Contohnya: besar pasak dari pada tiang artinya ‘besar pengeluaran dari pada pendapatan’. Makna pribahasa ini bersifat memperbandingkan atau mengumpamakan, maka bisanya juga disebut dengan nama perumpamaan. Kata yang sering digunakan dalam peribahasa yaitu kata seperti, bagai, bak, laksana, umpama, tetapi ada juga peribahasa yang tidak menggunakan kata-kata tersebut namun kesan peribahasanya tetap tampak.

7.      Makna Kias
a)   Makna Kias adalah makna kata atau leksem yang tidak memiliki arti sebenarnya, yaitu oposisi dari makna sebenarnya. Oleh karena itu, semua bentuk bahasa yang tidak merujuk pada arti sebenarnya (arti leksikal, konseptual, denotatif) disebut arti kiasan. Contohnya: putri malam artinya bulan ataupun raja siang artinya matahari. Daki dunia dalam arti ’harta’ atau ’uang’, membanting tulang dalam arti ’ bekerja keras’, kapal padang pasir dalam arti ’unta’, pencakar langit dalam arti ’ gedung bertingkat tinggi’, dan kata bunga dalam arti ’ gadis cantik’.

Daftar Pustaka
Chaer, Abdul. 2009. Pengantar Semantik Bahasa Indonesia. Jakarta : Rineka Cipta
Chaer, Abdul. 2007. Linguistik Umum. Jakarta : Rineka Cipta
Pateda, Mansoer. 2001. Semantik Leksikal. Jakarta : Rineka Cipta
Abdul Wahab. 1995. Teori Semantik. Surabaya: Airlangga University Press.

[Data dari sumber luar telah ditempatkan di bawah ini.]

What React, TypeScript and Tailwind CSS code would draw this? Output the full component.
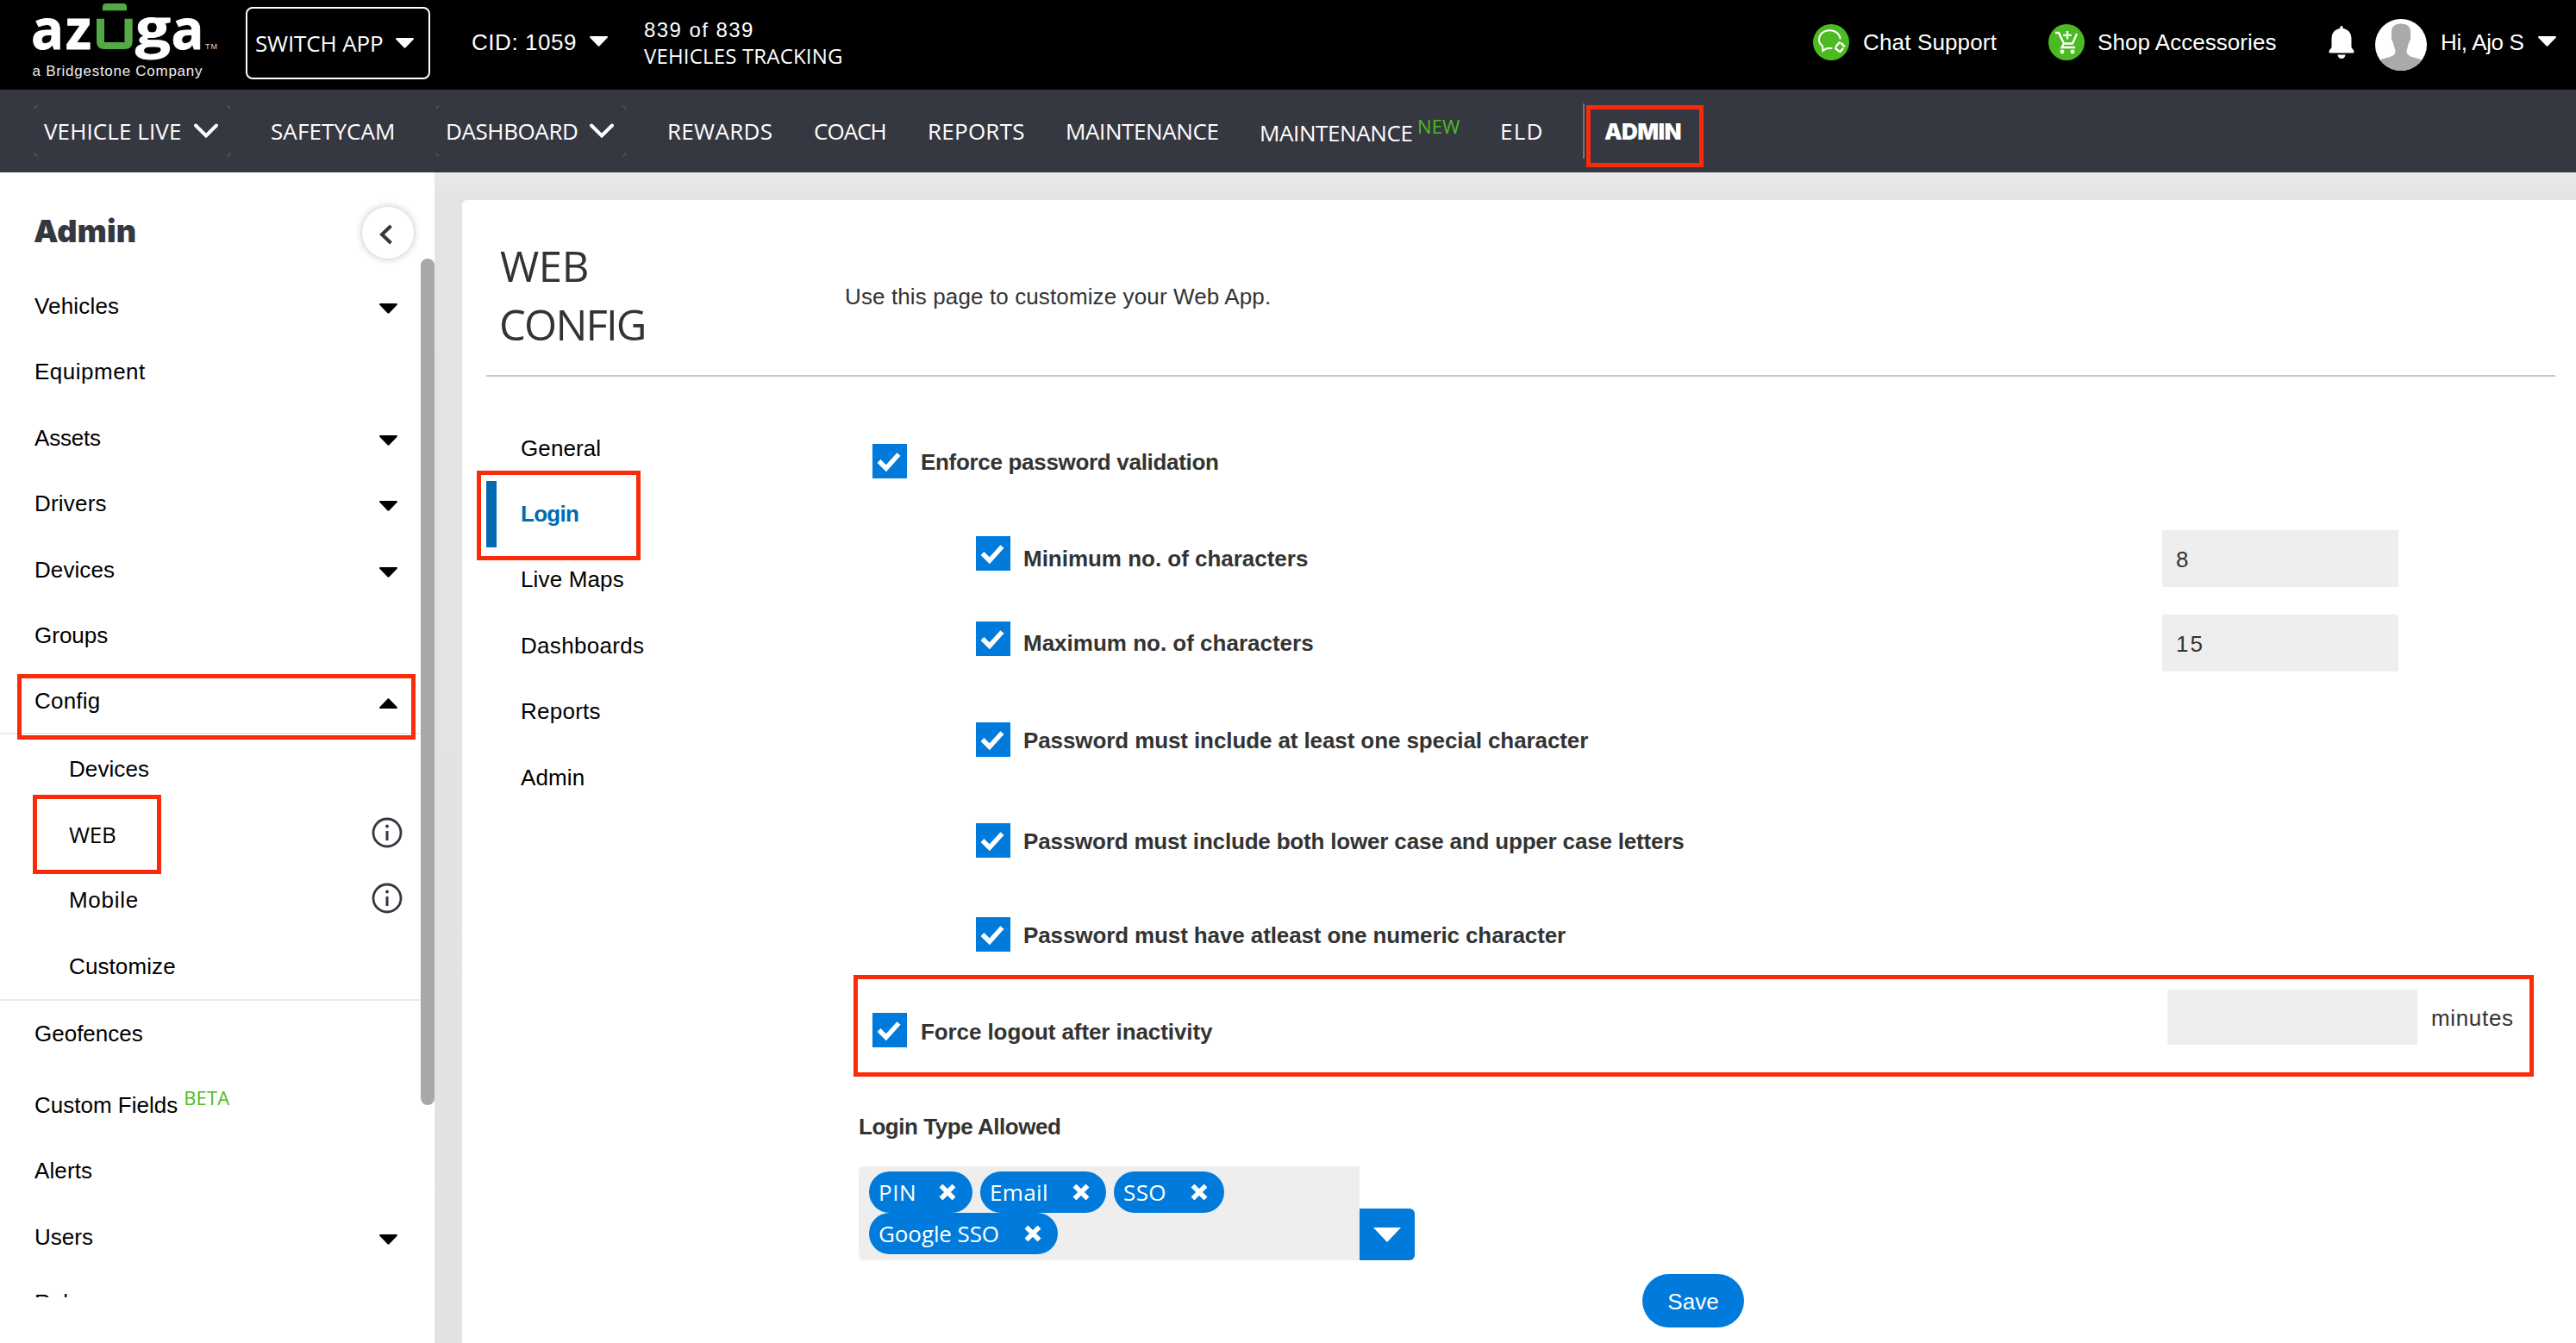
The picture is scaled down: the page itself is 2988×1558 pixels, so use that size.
import React from "react";

const sans = "font-['Liberation_Sans',Arial,sans-serif]";
const caps = "font-['Open_Sans',sans-serif]";

function Caret({ up = false, className = "" }: { up?: boolean; className?: string }) {
  return (
    <svg viewBox="0 0 21 12" fill="currentColor" className={`h-3 w-[21px] shrink-0 ${up ? "rotate-180" : ""} ${className}`}>
      <path d="M1.2 0h18.6c1.1 0 1.5 1.1.8 1.8l-9.1 9.4c-.6.6-1.4.6-2 0L.4 1.8C-.3 1.1.1 0 1.2 0z" />
    </svg>
  );
}

function Chevron() {
  return (
    <svg viewBox="0 0 28 18" fill="none" stroke="currentColor" strokeWidth="4" className="h-[18px] w-7 shrink-0">
      <path d="M2 2.5l12 12 12-12" strokeLinecap="round" />
    </svg>
  );
}

function Logo() {
  return (
    <svg viewBox="0 0 220 92" className="ml-9 h-[92px] w-[220px] shrink-0 self-start overflow-visible">
      <g fill="#fff" stroke="#fff" strokeWidth="0.8" fontFamily="'Open Sans', sans-serif" fontWeight="700" fontSize="65">
        <text x="0" y="56.5" textLength="38" lengthAdjust="spacingAndGlyphs">a</text>
        <text x="40" y="56.5" textLength="30" lengthAdjust="spacingAndGlyphs">z</text>
        <text x="121" y="53.5" fontSize="60" textLength="41" lengthAdjust="spacingAndGlyphs">g</text>
        <text x="162.500" y="56.5" textLength="38" lengthAdjust="spacingAndGlyphs">a</text>
      </g>
      <path d="M83 12.300V8q0-4 4-4h20q4 0 4 4v4.300z" fill="#54a946" />
      <path d="M76 21.700h9V49h23.500V21.700h9.200V48q0 9-9 9H85q-9 0-9-9z" fill="#54a946" />
      <text x="202" y="57" fill="#ddd" fontFamily="'Liberation Sans', sans-serif" fontSize="9" textLength="14">TM</text>
      <text x="1.500" y="88" fill="#eee" fontFamily="'Liberation Sans', sans-serif" fontSize="17" textLength="197">a Bridgestone Company</text>
    </svg>
  );
}

function ChatIcon() {
  return (
    <svg viewBox="0 0 42 42" className="size-[42px] shrink-0">
      <circle cx="21" cy="21" r="21" fill="#4cbb22" />
      <g fill="none" stroke="#fff" strokeWidth="2" strokeLinecap="round">
        <path d="M31.500 16.500a12.300 10.500 0 1 0-20.500 9l.5 5.500 4-2.800 6-.2" />
        <path d="M27 25.500l3.500-4M33 22.500l3 3M34.500 28.500l-3 3.500M29.500 31l-3.500-3" strokeWidth="2.600" />
      </g>
    </svg>
  );
}

function CartIcon() {
  return (
    <svg viewBox="0 0 42 42" className="size-[42px] shrink-0">
      <circle cx="21" cy="21" r="21" fill="#4cbb22" />
      <g fill="none" stroke="#fff" strokeWidth="2.300">
        <path d="M8 10h4l6 12.500h10l5-11.500M18 22.500l-2.500 4.500h15.500M22 8v9.500M17.200 12.800h9.600" />
      </g>
      <circle cx="16" cy="32" r="2.400" fill="#fff" />
      <circle cx="28" cy="32" r="2.400" fill="#fff" />
    </svg>
  );
}

function BellIcon() {
  return (
    <svg viewBox="0 0 30 38" fill="#fff" className="h-[38px] w-[30px] shrink-0">
      <path d="M15 0c1.300 0 1.800 1 1.800 3C23 4 26.500 8.500 26.500 15v10l2.500 3.200q1.500 3.300-1 3.300H2q-2.500 0-1-3.300L3.500 25V15C3.500 8.500 7 4 13.200 3c0-2 .5-3 1.800-3z" />
      <path d="M10.500 33.500h9c-.3 3-2.300 4.500-4.500 4.500s-4.200-1.500-4.500-4.500z" />
    </svg>
  );
}

function Avatar() {
  return (
    <svg viewBox="0 0 60 60" className="size-[60px] shrink-0">
      <clipPath id="avatar-clip"><circle cx="30" cy="30" r="30" /></clipPath>
      <g clipPath="url(#avatar-clip)">
        <rect width="60" height="60" fill="#fff" />
        <path d="M30 5.500c8 0 11.500 4 11 12-.1 2 .5 3 0 6s-2 3-2.500 6c-.6 4-2 5-1.800 9 .3 6 12 6 18.300 9.500V62H5V48c6.300-3.500 18-3.500 18.300-9.500.2-4-1.200-5-1.800-9-.5-3-2-3-2.500-6s.1-4 0-6c-.5-8 3-12 11-12z" fill="#a9abab" />
      </g>
    </svg>
  );
}

function CornerMarks({ className }: { className: string }) {
  return (
    <svg viewBox="0 0 228 60" fill="none" stroke="#5d606a" className={`absolute h-[60px] ${className}`} preserveAspectRatio="none">
      <path d="M1 5q0-4 4-4M223 1q4 0 4 4M227 55q0 4-4 4M5 59q-4 0-4-4" />
    </svg>
  );
}

function Header() {
  return (
    <header className={`flex h-[104px] items-center bg-black pb-1.5 text-[26px] whitespace-nowrap text-white ${sans}`}>
      <Logo />
      <button className={`mt-[2px] ml-[29px] flex h-[84px] w-[214px] items-center rounded-lg border-2 border-white pl-[9px] tracking-[-0.14px] ${caps}`}>
        <span className="w-[163px] text-left">SWITCH APP</span>
        <Caret className="mb-0" />
      </button>
      <div className="ml-[48px] flex w-[158px] items-center justify-between">
        <span className="tracking-[0.55px]">CID: 1059</span>
        <Caret className="mb-[3px]" />
      </div>
      <div className="ml-[42px] text-2xl leading-[31px]">
        <div className="tracking-[1.430px]">839 of 839</div>
        <div className={`-mt-px tracking-[0.17px] ${caps}`}>VEHICLES TRACKING</div>
      </div>
      <div className="ml-auto flex items-center">
        <ChatIcon />
        <span className="ml-[16px] w-[215px] tracking-[0.15px]">Chat Support</span>
        <CartIcon />
        <span className="ml-[15px] w-[268px] tracking-[0.05px]">Shop Accessories</span>
        <BellIcon />
        <div className="mt-[5px] ml-6"><Avatar /></div>
        <span className="ml-4 w-[113px] tracking-[-0.35px]">Hi, Ajo S</span>
        <Caret className="mr-[23px] mb-[3px]" />
      </div>
    </header>
  );
}

function Nav() {
  return (
    <nav className={`relative flex h-24 items-center bg-[#363841] text-[26px] whitespace-nowrap text-white ${caps}`}>
      <CornerMarks className="left-[39px] w-[229px]" />
      <CornerMarks className="left-[505px] w-[222px]" />
      <span className="ml-[51px] w-[174px] tracking-[0.1px]">VEHICLE LIVE</span>
      <Chevron />
      <span className="ml-[61px] w-[202px] tracking-[0.1px]">SAFETYCAM</span>
      <span className="ml-[1px] w-[167px] tracking-[-0.4px]">DASHBOARD</span>
      <Chevron />
      <span className="ml-[62px] w-[170px] tracking-[0.3px]">REWARDS</span>
      <span className="w-[132px] tracking-[-0.95px]">COACH</span>
      <span className="w-[160px] tracking-[0.25px]">REPORTS</span>
      <span className="w-[225px] tracking-[-0.4px]">MAINTENANCE</span>
      <span className="mt-[5px] w-[183px] tracking-[-0.4px]">MAINTENANCE</span>
      <span className="-mt-[12px] w-[96px] text-[22px] tracking-[0.11px] text-[#4cbb22]">NEW</span>
      <span className="w-[96px] tracking-[1.2px]">ELD</span>
      <span className="h-16 w-[2px] bg-[#74767e]" />
      <span className="mt-3 ml-[2px] flex h-[72px] w-[136px] border-[5px] border-[#fa2b0b] pt-[4px] pl-4 font-['Inter',sans-serif] leading-[44px] font-black tracking-[-0.6px]">ADMIN</span>
    </nav>
  );
}

type Row = { label: string; tracking?: string; caret?: boolean };
const topRows: Row[] = [
  { label: "Vehicles", tracking: "tracking-[0.17px]", caret: true },
  { label: "Equipment", tracking: "tracking-[0.5px]" },
  { label: "Assets", tracking: "tracking-[-0.21px]", caret: true },
  { label: "Drivers", tracking: "tracking-[0.2px]", caret: true },
  { label: "Devices", tracking: "tracking-[0.09px]", caret: true },
  { label: "Groups" },
];

function SideRow({ label, tracking = "", caret = false }: Row) {
  return (
    <div className="flex h-[76.5px] items-center justify-between pr-[27px] pl-10">
      <span className={tracking}>{label}</span>
      {caret && <Caret className="mt-[5px]" />}
    </div>
  );
}

function InfoIcon() {
  return (
    <svg viewBox="0 0 36 36" fill="none" stroke="#363841" className="mr-[21px] mb-[5px] size-9">
      <circle cx="18" cy="18" r="16" strokeWidth="2.800" />
      <path d="M18 16v11" strokeWidth="3" />
      <circle cx="18" cy="10.500" r="1.900" fill="#363841" stroke="none" />
    </svg>
  );
}

function Sidebar() {
  return (
    <aside className={`relative h-full w-[504px] shrink-0 bg-white text-[26px] whitespace-nowrap text-black ${sans}`}>
      <div className="flex h-[117px] items-center pl-[39px] text-[#363841]">
        <h2 className="mt-[19px] w-[381px] font-['Inter',sans-serif] text-[36px] font-black tracking-[0.2px]">Admin</h2>
        <button className="mt-[23px] flex size-[60px] items-center justify-center rounded-full bg-white shadow-[0_0_8px_rgba(0,0,0,0.25)]">
          <svg viewBox="0 0 16 24" fill="none" stroke="currentColor" strokeWidth="4" className="mt-1 mr-1 h-6 w-4"><path d="M13.500 2L3 12l10.500 10" /></svg>
        </button>
      </div>
      <div className="h-[1188px] overflow-hidden">
        <div className="w-[488px]">
          {topRows.map((r) => <SideRow key={r.label} {...r} />)}
          <div className="relative flex h-[76.4px] items-center justify-between border-b-2 border-[#ebebeb] pr-[27px] pl-10">
            <span className="tracking-[0.2px]">Config</span>
            <Caret up className="mt-[5px]" />
            <span className="absolute top-[6px] left-5 h-[76px] w-[462px] border-[5px] border-[#fa2b0b]" />
          </div>
          <div className="border-b-2 border-[#ebebeb] pl-20">
            <div className="flex h-[78px] items-center pt-[2px]"><span className="tracking-[0.09px]">Devices</span></div>
            <div className="relative flex h-[76.4px] items-center justify-between">
              <span className={`tracking-[-0.2px] ${caps}`}>WEB</span>
              <InfoIcon />
              <span className="absolute -top-[8px] -left-[42px] h-[92px] w-[149px] border-[5px] border-[#fa2b0b]" />
            </div>
            <div className="flex h-[76.4px] items-center justify-between"><span className="tracking-[0.7px]">Mobile</span><InfoIcon /></div>
            <div className="flex h-[76px] items-center"><span className="tracking-[0.1px]">Customize</span></div>
          </div>
          <SideRow label="Geofences" />
          <div className="flex h-[83px] items-center pl-10">
            <span className="mt-[7px]">Custom Fields</span>
            <span className="-mt-[12px] ml-[7px] font-['Open_Sans',sans-serif] text-[22px] tracking-[0.15px] text-[#4cbb22]">BETA</span>
          </div>
          <SideRow label="Alerts" tracking="tracking-[0.11px]" />
          <SideRow label="Users" caret />
          <SideRow label="Rules" />
        </div>
      </div>
      <div className="absolute top-[100px] right-0 h-[982px] w-4 rounded-full bg-[#a8a8a8]" />
    </aside>
  );
}

function Check({ className = "" }: { className?: string }) {
  return (
    <span className={`flex size-10 shrink-0 items-center justify-center bg-[#007bdb] ${className}`}>
      <svg viewBox="0 0 40 40" fill="none" stroke="#fff" strokeWidth="5.500" className="size-10"><path d="M7.500 20l8.300 8.300L30.500 12" /></svg>
    </span>
  );
}

function Chip({ label, className }: { label: string; className: string }) {
  return (
    <span className={`flex h-12 items-center justify-between rounded-full bg-[#007bdb] pr-[19px] pl-[11px] text-white ${className}`}>
      {label}
      <svg viewBox="0 0 20 18" fill="none" stroke="currentColor" strokeWidth="5.500" className="h-[18px] w-5"><path d="M2.500 1.500l15 15M17.500 1.500l-15 15" /></svg>
    </span>
  );
}

const tabs = [
  { label: "General", tracking: "tracking-[0.1px]" },
  { label: "Login", tracking: "tracking-[-0.72px]", active: true },
  { label: "Live Maps", tracking: "tracking-[0.15px]" },
  { label: "Dashboards", tracking: "tracking-[0.3px]" },
  { label: "Reports", tracking: "tracking-[0.25px]" },
  { label: "Admin", tracking: "tracking-[0.1px]" },
];

function Main() {
  return (
    <main className="flex-1 bg-linear-to-b from-[#e8e9e8] via-[#e4e4e4] via-2% to-[#e2e2e2] pt-8 pl-8">
      <section className={`h-full rounded-tl-md bg-white pr-6 pl-7 text-[26px] whitespace-nowrap text-[#333] ${sans}`}>
        <div className="flex h-[205px] items-start border-b-2 border-[#c8c8c8] pt-[42px]">
          <h1 className={`ml-[16px] w-[400px] text-[49px] leading-[68px] ${caps}`}>
            <span className="block tracking-[-0.4px]">WEB</span>
            <span className="-ml-[1px] block tracking-[-1.8px]">CONFIG</span>
          </h1>
          <p className="mt-[2px] leading-[136px] tracking-[0.12px]">Use this page to customize your Web App.</p>
        </div>
        <div className="flex">
          <div className="w-[432px] pt-[45px] text-black">
            {tabs.map((t) => (
              <div key={t.label} className="relative flex h-[76.4px] items-center">
                <span className={`h-full w-3 ${t.active ? "bg-[#006bb3]" : ""}`} />
                <span className={`ml-7 ${t.tracking} ${t.active ? "font-bold text-[#006bb3]" : ""}`}>{t.label}</span>
                {t.active && <span className="absolute -top-[12px] -left-[11px] h-[104px] w-[190px] border-[5px] border-[#fa2b0b]" />}
              </div>
            ))}
          </div>
          <div className="flex-1 font-bold">
            <div className="mt-[78px] ml-4 flex h-10 items-center gap-4">
              <Check />
              <span className="mt-[2px] tracking-[-0.31px]">Enforce password validation</span>
            </div>
            <div className="mt-[60px] ml-[136px] flex h-[66px] items-center">
              <Check className="mb-3" />
              <span className="ml-[15px] w-[1321px] tracking-[-0.02px]">Minimum no. of characters</span>
              <span className="h-[66px] w-[274px] bg-[#eee] pl-4 leading-[68px] font-normal">8</span>
            </div>
            <div className="mt-8 ml-[136px] flex h-[66px] items-center">
              <Check className="mb-[10px]" />
              <span className="ml-[15px] w-[1321px]">Maximum no. of characters</span>
              <span className="h-[66px] w-[274px] bg-[#eee] pl-4 leading-[68px] font-normal tracking-[2px]">15</span>
            </div>
            <div className="mt-[59px] ml-[136px] flex h-10 items-center gap-[15px]">
              <Check />
              <span className="mt-[2px] tracking-[-0.1px]">Password must include at least one special character</span>
            </div>
            <div className="mt-[77px] ml-[136px] flex h-10 items-center gap-[15px]">
              <Check />
              <span className="mt-[2px] tracking-[-0.18px]">Password must include both lower case and upper case letters</span>
            </div>
            <div className="mt-[69px] ml-[136px] flex h-10 items-center gap-[15px]">
              <Check />
              <span className="mt-[2px] tracking-[-0.11px]">Password must have atleast one numeric character</span>
            </div>
            <div className="mt-[27px] -ml-[6px] flex h-[118px] w-[1949px] items-start border-[5px] border-[#fa2b0b] pl-[17px]">
              <Check className="mt-[39px]" />
              <span className="mt-[40px] ml-4 w-[1446px] leading-[43px] tracking-[-0.09px]">Force logout after inactivity</span>
              <span className="mt-[12px] h-16 w-[290px] bg-[#eee]" />
              <span className="mt-[12px] ml-4 leading-[66px] font-normal tracking-[0.66px]">minutes</span>
            </div>
            <div className="mt-[43px] leading-[30px] tracking-[-0.46px]">Login Type Allowed</div>
            <div className="mt-[31px] flex h-[109px] items-end font-['Open_Sans',sans-serif] font-normal">
              <div className="flex h-full w-[581px] flex-wrap content-start gap-x-[9px] rounded-l-md bg-[#eee] pt-[6px] pr-28 pl-3">
                <Chip label="PIN" className="w-[120px] tracking-[0.55px]" />
                <Chip label="Email" className="w-[146px] tracking-[0.37px]" />
                <Chip label="SSO" className="w-[128px] tracking-[0.4px]" />
                <Chip label="Google SSO" className="w-[219px] tracking-[-0.1px]" />
              </div>
              <button className="flex h-[60px] w-16 items-center justify-center rounded-r-md bg-[#007bdb] text-white">
                <svg viewBox="0 0 32 17" fill="currentColor" className="h-[17px] w-8"><path d="M0 0h32L16 17z" /></svg>
              </button>
            </div>
            <button className="mt-4 ml-[909px] flex h-[62px] w-[118px] items-center justify-center rounded-full bg-[#007bdb] pt-[2px] font-normal text-white">Save</button>
          </div>
        </div>
      </section>
    </main>
  );
}

export default function App() {
  return (
    <div className="flex h-[1558px] w-[2988px] flex-col overflow-hidden bg-white">
      <Header />
      <Nav />
      <div className="flex min-h-0 flex-1">
        <Sidebar />
        <Main />
      </div>
    </div>
  );
}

Aminuddin. 1988. Semantik. Bandung: Sinar Baru.
Faizah, Hasnah. 2010. Linguistik Umum. Pekanbaru : Cendikia Insani Pekanbaru.
Prawirasumatri. 1998. Semantik Bahasa Indonesia. Jakarta : Depdikbud
Tarigan, H.G. 1985. Pengajaran Semantik. Bandung : Angkasa.
Djajasudarma, T. F. 1993. Semantik 1 dan 2 : Pemahaman Ilmu Makna. Bandung : Eresco.
Slamet Mulyana. 1964. Semantik (Ilmu Makna). Jakarta : Jambatan.